PODCASTS / E92

Episode 92 – Root Cause Analysis for Founders

 

April 15, 2023

 

It’s easy to make fun of management consultants. HBO even had an entire comedy series -House of Lies- that gnawed on this easy bone. But do you know why management consultants keep getting hired?

 

For the same reason, I do. 

 

There is a point at which top leadership realizes that the company has lost objectivity over certain big decisions or has descended into political infighting. The latter is more common at public firms, but I’ve seen it at a $50M early-stage business as well. 

 

It’s easier to see that you need a fresh pair of eyes when you’re new to the industry and suddenly, the decisions get riskier and riskier. 

 

But, if the team has been together for five years or more, there are already going to be blind spots that develop. 

 

These are areas of the business that just go un-examined due to the assumption that they can’t be the source of any current or long-term issues. 

 

This is where root cause analysis helps. And there isn’t one way to do it either. Chapter 11 of my book – Ramping Your Brand – outlines how I tend to do it with my early-stage clients. 

 

The key thing to understand about root cause analysis is that you have to have a theory about how to prioritize the analysis, the metrics to sequence, and how your mathematical findings link to execution. The latter is where the most debate still exists. And that’s OK.

 

My primary theory is public info. I call it the CPG Pyramid of Causality. It begins with understanding to what extent each of your 4Ps is causing the bad topline math you’re seeing. 

 

But, most root cause analysis starts with KPI analysis.

 

To me, the first KPI is overall topline growth, measured quad by quad over time, preferably smoothed to best understand the actual slope of growth. 

 

Then, you need to understand the sell-through velocity for retail brands. DTC-only businesses can skip straight to repeat purchase rates, AOV or CLV. 

 

Velocity is your first clue as to whether or not you have a fan-base building or not. 

 

If it’s climbing, in the same stores, you generally have repeat purchases in healthy amounts. 

 

You can decompose which accounts are causing a topline decline and should, but this is only partial information as to why. 

 

In DTC language, if your repeat purchase repeat for each monthly cohort is declining and/or below 50%, you should be concerned.

 

In BOTH cases, you need to examine your product offering, including your positioning of the product using the primal symbolism that markets it (either your package front panel or your e-commerce description and marketing language). 

 

In DTC, often the primal is traffic, not repeat itself, and I trust you understand that 50% of gross sales will need to go to online marketing and awareness building, although, personally, I would use PR to drive early traffic, so you can save money for paid marketing later when your national awareness has built. 

 

If your velocity is growing steadily in retail or repeat-driven growth is strong online, any topline deceleration is something you want to examine as a placement problem. Am I in inappropriate retailers at too high a price, for example? 

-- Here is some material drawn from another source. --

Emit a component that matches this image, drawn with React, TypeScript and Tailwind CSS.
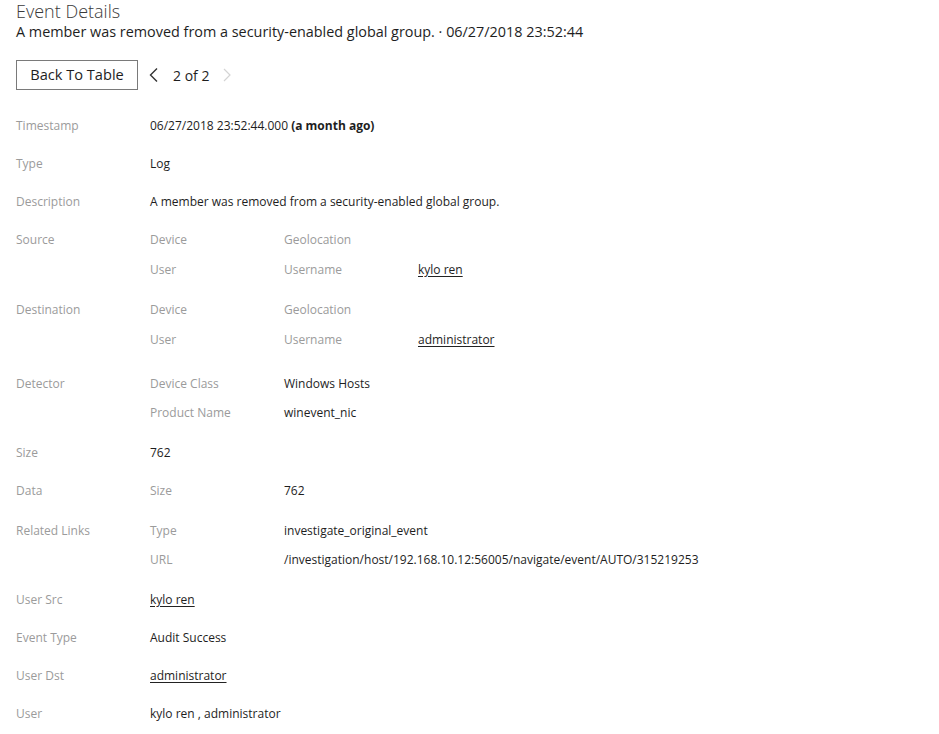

Is my global, omnichannel pricing too flat across channels?

 

Am I offering ways for heavy users to pantry-load? With a built-in discount per ounce?

 

Once you feel you have a product experience that drives meaningful repeat purchases for multiple years, and you’re growing organically in the mid-double digits, it’s time to now fuss about two things holding you back, and they exist in the Promotional “P”:

 

    1. National awareness of your trademark
    2. Marketing communications and positioning

 

Yet, there is NO point in spending millions on marketing just to build awareness if you don’t have a positioning and message that you know generates trial from ideal audiences. 

 

I mean, you can just fire out messaging if you’d like and focus only on awareness of your trademark only. Even sh*tty messaging to interesting niche audiences will grow awareness and sales. It just won’t be efficient financially. And it won’t be rapid awareness build necessary to properly activate large national retail accounts. 

 

My experience teaches me that getting your positioning right may need to happen twice to optimize 4P growth. 

 

The first time will be to ideal niche audiences who can rapidly create heavy users in small geographies you can efficiently service as a small business. They will prove an initial concept and hopefully give you a heads-up on broader, mass-market outcomes that will drive the bulk of your growth later on. 

 

But, then, you may need to re-position yourself partway up the ramp to be more mainstream. From geeky nutrition to satiety. From ethnic to spicy. From NPR to CNN. You get the picture. 

 

The key to figuring out the final P, promotions, is to really get to know your fans, to dialogue with them enough to understand the key attribute-outcome signal driving repeat purchase, hopefully, frequent usage as well. 

 

There’s no reason not to work on this fan-derived messaging early on, even if it’s not the root cause of underperformance. Just don’t fund consumer marketing to high levels before iterating the messaging that work.

 

When topline and velocity are not performing well, look to product issues first (including the primary product messaging, then your placement mix, then your consumer-facing pricing structure, and finally, the content of your consumer promotions.